• What is periodontics?

    It is the branch of dentistry that encompasses the prevention, diagnosis and treatment of gum diseases. These diseases are known generically as periodontal diseases; the most frequent are gingivitis and periodontitis, commonly known as 'pyorrhoea'. Dentists who are specialised in the diagnosis and treatment of these diseases are called periodontists.

    Periodontal diseases

    These are diseases that affect the tissues that surround and support the teeth. They are infectious diseases and affect a significant percentage of the population. They are caused by bacteria that we all have in our mouths, around the teeth, and which, unless they are effectively eradicated, proliferate and may penetrate the gums, where they can no longer be reached by brushing. They cause painless destruction of bone tissue around the tooth, ultimately leading to loss of teeth if the condition is not treated in time. A genetic susceptibility to this disease has been proven, together with a series of factors that influence its progression: smoking, stress, poorly controlled diabetes, pregnancy, certain medications?

    Signs and symptoms of periodontal disease

    Many people are not aware that they have gum problems because these conditions are painless, except in the very advanced stages when they start to lose teeth.

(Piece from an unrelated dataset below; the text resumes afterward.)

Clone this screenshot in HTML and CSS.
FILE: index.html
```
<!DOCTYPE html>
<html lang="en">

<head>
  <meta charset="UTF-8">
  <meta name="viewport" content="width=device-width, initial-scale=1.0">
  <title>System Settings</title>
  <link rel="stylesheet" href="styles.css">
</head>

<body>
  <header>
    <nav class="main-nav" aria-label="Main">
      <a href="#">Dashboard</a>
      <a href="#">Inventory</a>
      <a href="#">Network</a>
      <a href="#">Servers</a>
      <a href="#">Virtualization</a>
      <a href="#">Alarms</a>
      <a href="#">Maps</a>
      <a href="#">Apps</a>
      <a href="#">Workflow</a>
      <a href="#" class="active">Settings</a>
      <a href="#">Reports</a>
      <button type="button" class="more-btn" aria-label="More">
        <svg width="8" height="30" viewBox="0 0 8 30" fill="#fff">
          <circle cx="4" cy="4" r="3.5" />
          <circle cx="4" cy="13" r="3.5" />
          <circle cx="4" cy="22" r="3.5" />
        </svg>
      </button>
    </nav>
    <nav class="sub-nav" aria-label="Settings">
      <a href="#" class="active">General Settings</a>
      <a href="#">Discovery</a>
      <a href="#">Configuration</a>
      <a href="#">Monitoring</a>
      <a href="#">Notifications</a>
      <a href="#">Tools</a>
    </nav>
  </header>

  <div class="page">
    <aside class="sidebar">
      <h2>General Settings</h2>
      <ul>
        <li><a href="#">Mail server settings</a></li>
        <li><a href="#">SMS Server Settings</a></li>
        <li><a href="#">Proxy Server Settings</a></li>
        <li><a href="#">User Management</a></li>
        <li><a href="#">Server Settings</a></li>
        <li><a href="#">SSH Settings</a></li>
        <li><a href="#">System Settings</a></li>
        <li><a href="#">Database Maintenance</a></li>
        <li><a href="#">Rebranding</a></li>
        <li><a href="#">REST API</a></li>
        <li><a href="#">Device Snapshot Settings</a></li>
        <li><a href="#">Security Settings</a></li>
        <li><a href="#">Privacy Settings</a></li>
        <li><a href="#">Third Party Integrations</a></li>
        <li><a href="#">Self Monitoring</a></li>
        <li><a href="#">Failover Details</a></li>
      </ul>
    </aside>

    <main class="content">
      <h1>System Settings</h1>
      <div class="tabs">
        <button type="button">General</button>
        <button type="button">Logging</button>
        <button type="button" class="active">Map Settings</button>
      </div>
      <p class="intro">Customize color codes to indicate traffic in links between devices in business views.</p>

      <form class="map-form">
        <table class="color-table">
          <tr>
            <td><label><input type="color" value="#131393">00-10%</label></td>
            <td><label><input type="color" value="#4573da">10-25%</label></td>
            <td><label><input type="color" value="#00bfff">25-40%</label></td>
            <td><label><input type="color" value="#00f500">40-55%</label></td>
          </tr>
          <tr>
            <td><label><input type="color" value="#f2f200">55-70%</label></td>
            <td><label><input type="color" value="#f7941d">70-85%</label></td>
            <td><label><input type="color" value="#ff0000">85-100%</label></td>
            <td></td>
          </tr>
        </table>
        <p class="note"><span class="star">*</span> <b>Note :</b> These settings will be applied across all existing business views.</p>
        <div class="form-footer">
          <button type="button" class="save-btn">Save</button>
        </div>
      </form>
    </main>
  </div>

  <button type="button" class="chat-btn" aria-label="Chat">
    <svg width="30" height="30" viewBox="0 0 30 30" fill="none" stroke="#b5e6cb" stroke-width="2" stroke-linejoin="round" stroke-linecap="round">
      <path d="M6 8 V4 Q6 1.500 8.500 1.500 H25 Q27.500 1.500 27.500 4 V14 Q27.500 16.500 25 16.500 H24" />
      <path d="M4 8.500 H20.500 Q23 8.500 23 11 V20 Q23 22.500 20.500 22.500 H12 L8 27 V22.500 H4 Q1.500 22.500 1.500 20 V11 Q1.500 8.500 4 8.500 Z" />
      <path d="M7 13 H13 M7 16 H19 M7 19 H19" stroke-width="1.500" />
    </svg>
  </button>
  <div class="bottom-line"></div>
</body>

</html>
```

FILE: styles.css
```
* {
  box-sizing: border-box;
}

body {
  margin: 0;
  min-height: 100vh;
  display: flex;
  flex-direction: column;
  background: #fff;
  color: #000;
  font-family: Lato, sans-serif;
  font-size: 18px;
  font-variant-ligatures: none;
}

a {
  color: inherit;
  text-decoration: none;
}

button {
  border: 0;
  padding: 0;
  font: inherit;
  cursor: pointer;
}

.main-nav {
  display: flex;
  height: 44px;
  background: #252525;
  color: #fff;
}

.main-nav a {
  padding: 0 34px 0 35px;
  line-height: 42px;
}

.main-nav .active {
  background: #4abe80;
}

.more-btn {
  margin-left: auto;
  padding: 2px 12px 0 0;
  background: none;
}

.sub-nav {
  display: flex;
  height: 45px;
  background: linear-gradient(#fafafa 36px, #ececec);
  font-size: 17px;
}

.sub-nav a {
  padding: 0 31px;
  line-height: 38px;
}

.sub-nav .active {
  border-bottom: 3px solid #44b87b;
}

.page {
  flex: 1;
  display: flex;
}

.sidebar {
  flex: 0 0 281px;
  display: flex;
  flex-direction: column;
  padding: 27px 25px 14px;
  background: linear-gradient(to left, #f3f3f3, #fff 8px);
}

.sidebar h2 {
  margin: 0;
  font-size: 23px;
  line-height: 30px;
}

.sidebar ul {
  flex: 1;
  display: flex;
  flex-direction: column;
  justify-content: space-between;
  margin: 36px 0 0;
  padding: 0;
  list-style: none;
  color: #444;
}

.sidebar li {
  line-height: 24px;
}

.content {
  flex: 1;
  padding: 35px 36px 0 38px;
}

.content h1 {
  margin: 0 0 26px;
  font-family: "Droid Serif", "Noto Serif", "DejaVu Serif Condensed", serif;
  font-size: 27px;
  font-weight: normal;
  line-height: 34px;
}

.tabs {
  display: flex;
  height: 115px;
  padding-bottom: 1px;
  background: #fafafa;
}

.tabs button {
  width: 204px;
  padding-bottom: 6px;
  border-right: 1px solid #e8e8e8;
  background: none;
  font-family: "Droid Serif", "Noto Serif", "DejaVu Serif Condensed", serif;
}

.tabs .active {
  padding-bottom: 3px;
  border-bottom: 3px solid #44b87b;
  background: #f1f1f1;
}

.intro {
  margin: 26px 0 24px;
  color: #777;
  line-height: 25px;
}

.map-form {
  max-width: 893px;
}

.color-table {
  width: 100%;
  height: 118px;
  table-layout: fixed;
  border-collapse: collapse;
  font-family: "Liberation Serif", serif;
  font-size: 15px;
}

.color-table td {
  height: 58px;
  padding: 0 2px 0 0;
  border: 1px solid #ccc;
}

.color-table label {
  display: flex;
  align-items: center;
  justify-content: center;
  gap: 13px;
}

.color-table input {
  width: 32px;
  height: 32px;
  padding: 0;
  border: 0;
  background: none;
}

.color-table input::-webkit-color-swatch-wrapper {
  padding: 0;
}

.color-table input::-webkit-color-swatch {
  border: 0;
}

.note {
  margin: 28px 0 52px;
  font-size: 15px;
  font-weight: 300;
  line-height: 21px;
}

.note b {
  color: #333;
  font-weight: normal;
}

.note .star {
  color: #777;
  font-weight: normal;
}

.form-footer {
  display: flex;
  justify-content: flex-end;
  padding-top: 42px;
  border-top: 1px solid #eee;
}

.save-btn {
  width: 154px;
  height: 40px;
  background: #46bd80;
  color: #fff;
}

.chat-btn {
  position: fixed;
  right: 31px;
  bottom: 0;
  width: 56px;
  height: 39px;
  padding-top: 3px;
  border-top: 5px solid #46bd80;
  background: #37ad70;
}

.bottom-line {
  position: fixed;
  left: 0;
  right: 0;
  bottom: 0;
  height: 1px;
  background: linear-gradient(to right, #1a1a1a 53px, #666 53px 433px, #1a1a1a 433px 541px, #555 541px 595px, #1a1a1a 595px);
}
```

It is important to care for our mouth and see a periodontist if we detect any of the following:

    · Reddened gums
    · Gum bleeding
    · Bad taste in the mouth
    · Inflamed gums
    · Sensation of lengthened teeth
    · Gum discomfort
    · Receding gums
    · Halitosis
    · Tooth mobility (loose teeth)
    · Sensitivity to cold



    Once gingivitis or periodontitis has been diagnosed by clinical and X-ray examination, it can be cured by applying a meticulous periodontal treatment. The goal is to eliminate the bacteria that have accumulated inside the gums. This will require mechanical disinfection with manual or ultrasonic instruments. The treatment is not painful because it can be done with local anaesthesia.

    Once the periodontal disease has been treated, there is only one way to prevent it from coming back: continue with a preventive treatment called periodontal maintenance, which consists of regular visits (normally twice a year) to remove dental plaque and tartar and inspect the gum and supporting bone.

    What you need to know about periodontitis or 'pyorrhoea'

    - It is not part of the natural ageing process and therefore is not unavoidable.
    - It can be contagious for susceptible people and it is hereditary.
    - Mouth rinsing and toothpastes are not enough to cure periodontitis, nor is careful brushing or using an oral irrigator.
    - It can be cured but it is unlikely that lost bone will be restored, so it is vital to detect it as early as possible.
    - Treatment at an early stage is always less complex and simpler and more predictable.

    When you have already lost a tooth

    When the disease is detected in very advanced stages, some or all of the teeth may be lost. In such cases, the possibility of replacing lost teeth with dental implants is considered. This is a highly predictable technique that provides an excellent functional and aesthetic result in most cases.